═════ Information provided

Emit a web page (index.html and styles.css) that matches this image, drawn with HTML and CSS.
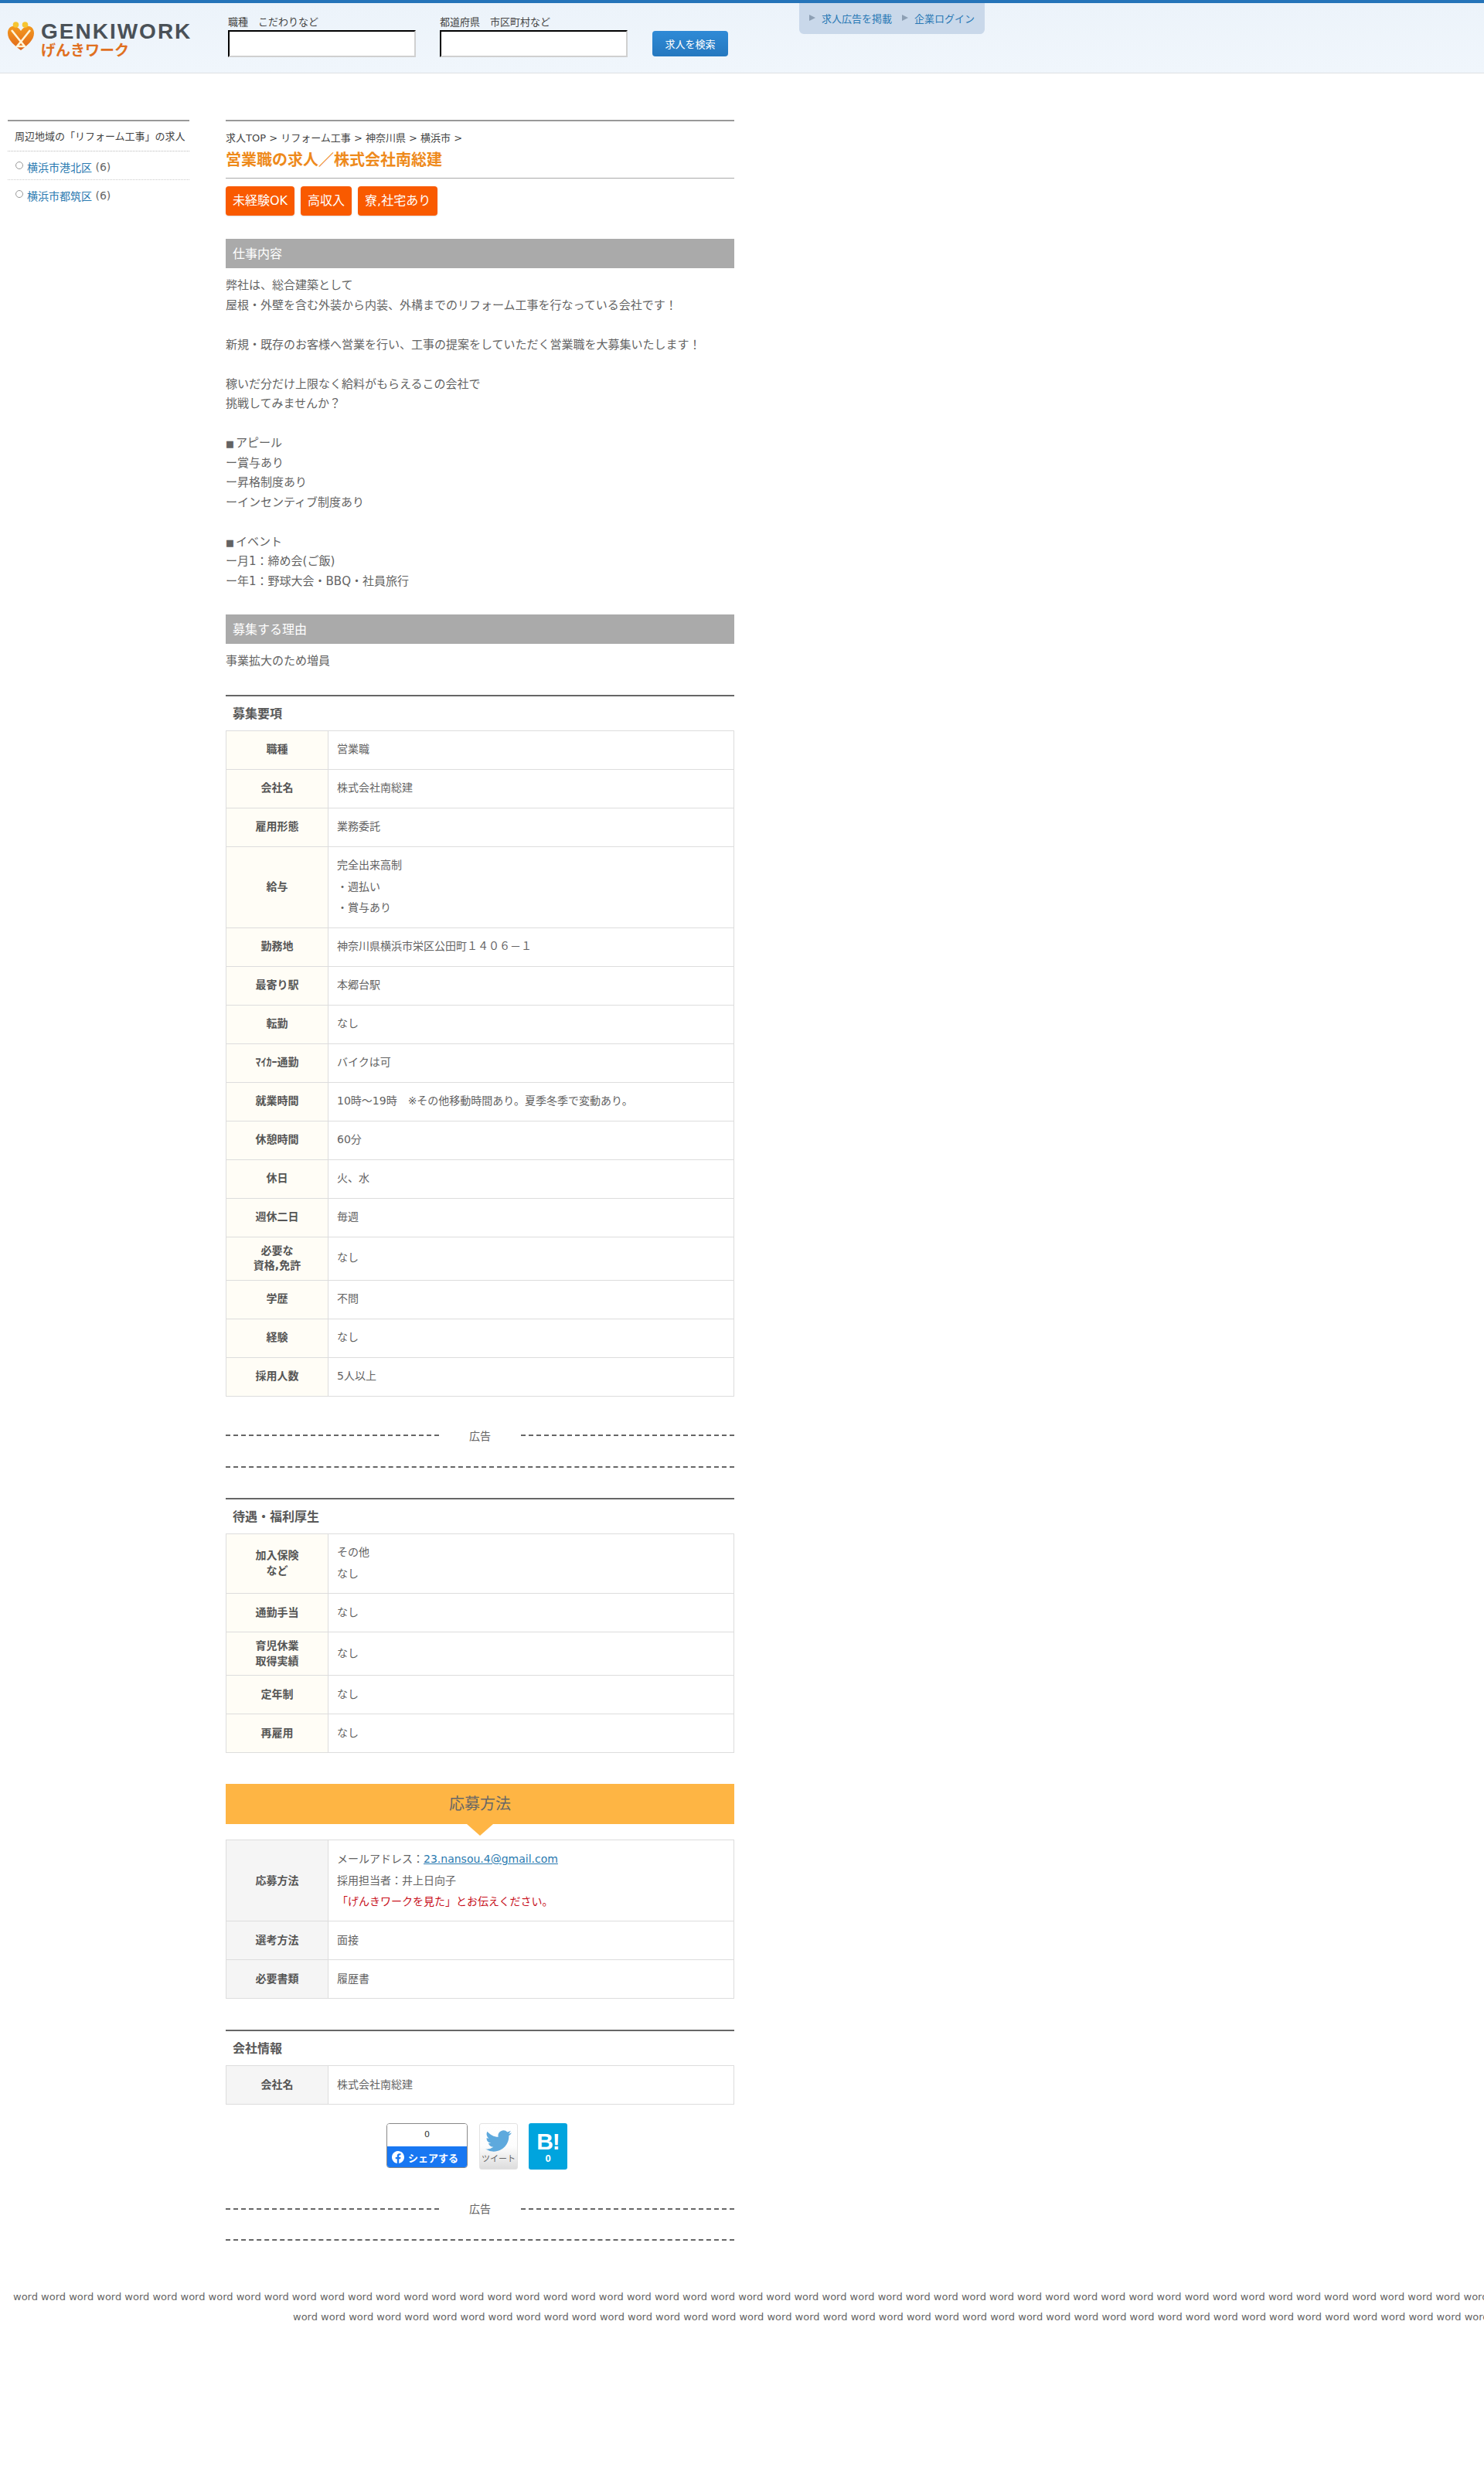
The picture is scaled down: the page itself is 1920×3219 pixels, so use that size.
FILE: index.html
```html
<!DOCTYPE html>
<html lang="ja">
<head>
<meta charset="utf-8">
<title>営業職の求人／株式会社南総建</title>
<link rel="stylesheet" href="styles.css">
</head>
<body>
<header class="site-header">
  <a class="logo">
    <svg class="logo-mark" viewBox="0 0 34 38" width="34" height="38">
      <defs><linearGradient id="hg" x1="0" y1="0" x2="0" y2="1"><stop offset="0" stop-color="#f39a1f"/><stop offset="1" stop-color="#e0651a"/></linearGradient></defs>
      <path d="M17 37C9 31 0 24 0 15 0 9 4 5 9 6c4 1 6 3 8 6 2-3 4-5 8-6 5-1 9 3 9 9 0 9-9 16-17 22z" fill="url(#hg)"/>
      <path d="M5 11l12 15L29 11M17 26l-5 6h10z" fill="none" stroke="#fff5d8" stroke-width="2.6"/>
      <circle cx="10.500" cy="4" r="3.800" fill="#f6c531"/><circle cx="22.500" cy="4" r="3.800" fill="#f6c531"/>
    </svg>
    <span class="logo-text"><span class="logo-en">GENKIWORK</span><span class="logo-ja">げんきワーク</span></span>
  </a>
  <form class="search">
    <label class="field"><span>職種　こだわりなど</span><input type="text"></label>
    <label class="field"><span>都道府県　市区町村など</span><input type="text"></label>
    <button type="button" class="search-btn">求人を検索</button>
  </form>
  <nav class="top-nav">
    <a><i class="arrow"></i>求人広告を掲載</a>
    <a><i class="arrow"></i>企業ログイン</a>
  </nav>
</header>

<div class="wrap">
  <aside class="side">
    <h3 class="side-title">周辺地域の「リフォーム工事」の求人</h3>
    <ul class="side-list">
      <li><a>横浜市港北区</a> (6)</li>
      <li><a>横浜市都筑区</a> (6)</li>
    </ul>
  </aside>

  <main class="main">
    <p class="crumbs">求人TOP &gt; リフォーム工事 &gt; 神奈川県 &gt; 横浜市 &gt;</p>
    <h1 class="title">営業職の求人／株式会社南総建</h1>
    <div class="tags"><span class="tag">未経験OK</span><span class="tag">高収入</span><span class="tag">寮,社宅あり</span></div>

    <h2 class="bar first">仕事内容</h2>
    <p class="body-text">弊社は、総合建築として<br>屋根・外壁を含む外装から内装、外構までのリフォーム工事を行なっている会社です！<br><br>新規・既存のお客様へ営業を行い、工事の提案をしていただく営業職を大募集いたします！<br><br>稼いだ分だけ上限なく給料がもらえるこの会社で<br>挑戦してみませんか？<br><br><span class="sq">■</span>アピール<br>ー賞与あり<br>ー昇格制度あり<br>ーインセンティブ制度あり<br><br><span class="sq">■</span>イベント<br>ー月1：締め会(ご飯)<br>ー年1：野球大会・BBQ・社員旅行</p>

    <h2 class="bar">募集する理由</h2>
    <p class="body-text">事業拡大のため増員</p>

    <h2 class="sub">募集要項</h2>
    <table class="info">
      <tr><th>職種</th><td>営業職</td></tr>
      <tr><th>会社名</th><td>株式会社南総建</td></tr>
      <tr><th>雇用形態</th><td>業務委託</td></tr>
      <tr><th>給与</th><td>完全出来高制<br>・週払い<br>・賞与あり</td></tr>
      <tr><th>勤務地</th><td>神奈川県横浜市栄区公田町１４０６－１</td></tr>
      <tr><th>最寄り駅</th><td>本郷台駅</td></tr>
      <tr><th>転勤</th><td>なし</td></tr>
      <tr><th>ﾏｲｶｰ通勤</th><td>バイクは可</td></tr>
      <tr><th>就業時間</th><td>10時～19時　※その他移動時間あり。夏季冬季で変動あり。</td></tr>
      <tr><th>休憩時間</th><td>60分</td></tr>
      <tr><th>休日</th><td>火、水</td></tr>
      <tr><th>週休二日</th><td>毎週</td></tr>
      <tr><th>必要な<br>資格,免許</th><td>なし</td></tr>
      <tr><th>学歴</th><td>不問</td></tr>
      <tr><th>経験</th><td>なし</td></tr>
      <tr><th>採用人数</th><td>5人以上</td></tr>
    </table>

    <div class="ad"><div class="ad-head"><span>広告</span></div><div class="ad-foot"></div></div>

    <h2 class="sub after-ad">待遇・福利厚生</h2>
    <table class="info">
      <tr><th>加入保険<br>など</th><td>その他<br>なし</td></tr>
      <tr><th>通勤手当</th><td>なし</td></tr>
      <tr><th>育児休業<br>取得実績</th><td>なし</td></tr>
      <tr><th>定年制</th><td>なし</td></tr>
      <tr><th>再雇用</th><td>なし</td></tr>
    </table>

    <h2 class="banner">応募方法</h2>
    <table class="info gray">
      <tr><th>応募方法</th><td>メールアドレス：<a class="mail">23.nansou.4@gmail.com</a><br>採用担当者：井上日向子<br><span class="red">「げんきワークを見た」とお伝えください。</span></td></tr>
      <tr><th>選考方法</th><td>面接</td></tr>
      <tr><th>必要書類</th><td>履歴書</td></tr>
    </table>

    <h2 class="sub after-table">会社情報</h2>
    <table class="info gray">
      <tr><th>会社名</th><td>株式会社南総建</td></tr>
    </table>

    <div class="social">
      <a class="fb">
        <span class="fb-count">0</span>
        <span class="fb-btn">
          <svg viewBox="0 0 24 24" width="16" height="16"><path fill="#fff" d="M24 12.073c0-6.627-5.373-12-12-12s-12 5.373-12 12c0 5.990 4.388 10.954 10.125 11.854v-8.385H7.078v-3.470h3.047V9.430c0-3.007 1.792-4.669 4.533-4.669 1.312 0 2.686.235 2.686.235v2.953H15.830c-1.491 0-1.956.925-1.956 1.874v2.250h3.328l-.532 3.470h-2.796v8.385C19.612 23.027 24 18.062 24 12.073z"/></svg>
          シェアする
        </span>
      </a>
      <a class="tw">
        <svg viewBox="0 2 24 20" width="34" height="28"><path fill="#5ea9dd" d="M23.953 4.570a10 10 0 01-2.825.775 4.958 4.958 0 002.163-2.723c-.951.555-2.005.959-3.127 1.184a4.920 4.920 0 00-8.384 4.482C7.690 8.095 4.067 6.130 1.640 3.162a4.822 4.822 0 00-.666 2.475c0 1.710.870 3.213 2.188 4.096a4.904 4.904 0 01-2.228-.616v.060a4.923 4.923 0 003.946 4.827 4.996 4.996 0 01-2.212.085 4.936 4.936 0 004.604 3.417 9.867 9.867 0 01-6.102 2.105c-.390 0-.779-.023-1.170-.067a13.995 13.995 0 007.557 2.209c9.053 0 13.998-7.496 13.998-13.985 0-.210 0-.420-.015-.630A9.935 9.935 0 0024 4.590z"/></svg>
        <span>ツイート</span>
      </a>
      <a class="hb"><span class="hb-mark">B!</span><span class="hb-count">0</span></a>
    </div>

    <div class="ad"><div class="ad-head"><span>広告</span></div><div class="ad-foot"></div></div>
  </main>
</div>

<footer class="words">
  <div class="words-a">word word word word word word word word word word word word word word word word word word word word word word word word word word word word word word word word word word word word word word word word word word word word word word word word word word word word word word word word word</div>
  <div class="words-b">word word word word word word word word word word word word word word word word word word word word word word word word word word word word word word word word word word word word word word word word word word word word word word word</div>
</footer>
</body>
</html>
```
FILE: styles.css
```css
* { box-sizing: border-box; }
html, body { margin: 0; padding: 0; }
body {
  font-family: "DejaVu Sans", "Noto Sans CJK JP", sans-serif;
  font-size: 14px;
  color: #636363;
  background: #fff;
  overflow-x: hidden;
  min-height: 3219px;
}
a { color: inherit; text-decoration: none; }
h1, h2, h3, p, ul { margin: 0; padding: 0; }

.site-header {
  position: relative;
  display: flex;
  height: 95px;
  border-top: 4px solid #2574b9;
  border-bottom: 1px solid #dde1e3;
  background: linear-gradient(#ecf3fa, #f0f6fc);
}
.logo { display: flex; margin: 24px 0 0 10px; width: 285px; }
.logo-mark { flex: none; }
.logo-text { display: flex; flex-direction: column; margin: 0 0 0 9px; }
.logo-en {
  font: bold 28px/24px "Liberation Sans", sans-serif;
  letter-spacing: 2px;
  color: #4a5157;
  margin-top: 1px;
}
.logo-ja {
  font: bold 19px/22px "Noto Sans CJK JP", sans-serif;
  color: #e0701f;
}
.search { display: flex; align-items: flex-start; }
.field { display: flex; flex-direction: column; width: 243px; margin-right: 31px; font-size: 13px; color: #444; }
.field span { line-height: 20px; height: 20px; margin-top: 15px; }
.field input {
  width: 243px;
  height: 35px;
  padding: 0;
  background: #fff;
  border: 2px inset #d0d0d0;
  border-top-color: #222;
  border-left-color: #222;
  border-radius: 0;
}
.search-btn {
  width: 98px;
  height: 33px;
  margin: 36px 0 0 1px;
  border: 0;
  border-radius: 4px;
  background: linear-gradient(#2f8ad6, #2578bf);
  color: #fff;
  font: 13px/33px "DejaVu Sans", "Noto Sans CJK JP", sans-serif;
  padding: 1px 0 0;
}
.top-nav {
  position: absolute;
  left: 1034px;
  top: 0;
  width: 240px;
  height: 40px;
  display: flex;
  align-items: center;
  padding: 0 0 2px 13px;
  gap: 13px;
  border-radius: 0 0 6px 6px;
  background: #c9d8ea;
  color: #2a79b5;
  font-size: 13px;
}
.top-nav a { display: flex; align-items: center; white-space: nowrap; }
.arrow {
  display: block;
  width: 0;
  height: 0;
  margin-right: 8px;
  border-left: 8px solid #8d9fb4;
  border-top: 4px solid transparent;
  border-bottom: 4px solid transparent;
}

.wrap { display: flex; align-items: flex-start; margin-top: 60px; }
.side { width: 235px; margin-left: 10px; border-top: 2px solid #999; flex: none; }
.side-title {
  font-size: 13px;
  font-weight: normal;
  line-height: 20px;
  color: #444;
  padding: 10px 0 8px 9px;
  white-space: nowrap;
  border-bottom: 1px dotted #bbb;
}
.side-list { list-style: none; }
.side-list li {
  display: flex;
  align-items: center;
  position: relative;
  height: 37px;
  padding: 4px 0 0 25px;
  border-bottom: 1px dotted #ccc;
  white-space: pre;
  font-size: 14px;
  color: #666;
}
.side-list li:last-child { border-bottom: 0; padding-top: 3px; }
.side-list li::before {
  content: "";
  position: absolute;
  left: 10px;
  top: 13px;
  width: 8px;
  height: 8px;
  border: 1px solid #999;
  border-radius: 50%;
}
.side-list a { color: #2a7ab0; }

.main { width: 658px; margin-left: 47px; flex: none; border-top: 2px solid #999; }
.crumbs { font-size: 13px; line-height: 20px; color: #444; margin-top: 12px; }
.title {
  font-size: 20px;
  line-height: 28px;
  font-weight: bold;
  color: #ee8a1b;
  margin-top: 4px;
  padding-bottom: 9px;
  border-bottom: 1px solid #aaa;
}
.tags { display: flex; gap: 8px; margin-top: 10px; }
.tag {
  height: 38px;
  line-height: 38px;
  padding: 0 9px;
  border-radius: 4px;
  background: #f95a00;
  color: #fff;
  font-size: 16px;
  box-shadow: 0 1px 2px rgba(0,0,0,.12);
}
.bar {
  height: 38px;
  line-height: 39px;
  margin-top: 30px;
  padding-left: 9px;
  background: #aaa;
  color: #fff;
  font-size: 16px;
  font-weight: normal;
}
.body-text { font-size: 15px; line-height: 25.5px; margin-top: 10px; }
.sq { font-size: 11.5px; line-height: 0; letter-spacing: 2px; }
.sub {
  margin-top: 30px;
  height: 46px;
  line-height: 45px;
  padding-left: 9px;
  border-top: 2px solid #666;
  font-size: 16px;
  font-weight: bold;
  color: #585858;
}
.sub.after-ad { margin-top: 39px; }
.sub.after-table { margin-top: 40px; }

.info { width: 658px; border-collapse: collapse; table-layout: fixed; }
.info th, .info td { border: 1px solid #ddd; font-size: 14px; }
.info th {
  width: 132px;
  padding: 8px 4px;
  background: #fffdf6;
  line-height: 19.6px;
  font-weight: bold;
  text-align: center;
  color: #555;
}
.info td { padding: 10.75px 11px; line-height: 27.5px; text-align: left; }
.info.gray th { background: #f5f5f5; }
.mail { color: #2a7ab0; text-decoration: underline; }
.red { color: #c8101c; }

.ad { margin-top: 41px; }
.ad-head {
  display: flex;
  align-items: center;
  height: 20px;
}
.ad-head span { width: 106px; text-align: center; line-height: 20px; }
.ad-head::before, .ad-head::after {
  content: "";
  flex: 1;
  border-top: 2px dashed #666;
  margin-top: -1px;
}
.ad-foot { margin-top: 29px; border-top: 2px dashed #666; }

.banner {
  position: relative;
  height: 52px;
  line-height: 52px;
  margin: 40px 0 20px;
  text-align: center;
  background: #feb544;
  color: #666;
  font-size: 20px;
  font-weight: normal;
}
.banner::after {
  content: "";
  position: absolute;
  left: 50%;
  top: 52px;
  margin-left: -17px;
  border-top: 15px solid #feb544;
  border-left: 17px solid transparent;
  border-right: 17px solid transparent;
}

.social { display: flex; align-items: flex-start; justify-content: center; margin-top: 24px; height: 60px; padding-right: 8px; }
.fb {
  display: flex;
  flex-direction: column;
  width: 105px;
  height: 58px;
  border: 1px solid #888;
  border-radius: 4px;
  overflow: hidden;
}
.fb-count { height: 29px; line-height: 28px; text-align: center; font-size: 11px; color: #333; background: #fff; }
.fb-btn {
  display: flex;
  align-items: center;
  gap: 5px;
  height: 28px;
  margin: 0 -1px -1px;
  padding-left: 7px;
  background: #1877f2;
  color: #fff;
  font-size: 13px;
  font-weight: bold;
  white-space: nowrap;
}
.tw {
  display: flex;
  flex-direction: column;
  align-items: center;
  width: 50px;
  height: 60px;
  margin-left: 15px;
  padding-top: 8px;
  border: 1px solid #e2e2e2;
  border-radius: 3px;
  background: linear-gradient(#fff 0, #fdfdfd 50%, #ddd 100%);
  color: #666;
  font-size: 11px;
}
.tw span { line-height: 14px; margin-top: 3px; white-space: nowrap; }
.hb {
  display: flex;
  flex-direction: column;
  align-items: center;
  width: 50px;
  height: 60px;
  margin-left: 14px;
  border-radius: 3px;
  background: #00a4de;
  color: #fff;
  font-family: "Liberation Sans", sans-serif;
  font-weight: bold;
}
.hb-mark { font-size: 30px; line-height: 30px; margin-top: 9px; letter-spacing: -1px; }
.hb-count { font-size: 13px; line-height: 14px; }

.words {
  margin-top: 60px;
  overflow: hidden;
  width: 1920px;
  font-size: 13px;
  line-height: 26px;
  color: #666;
  white-space: nowrap;
}
.words-a { padding-left: 17px; }
.words-b { padding-left: 379px; }
```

══════════

_Given task_
Go through the material line by line. Show each line that contains the string "index".

_Finished answer_
Emit a web page (index.html and styles.css) that matches this image, drawn with HTML and CSS.
FILE: index.html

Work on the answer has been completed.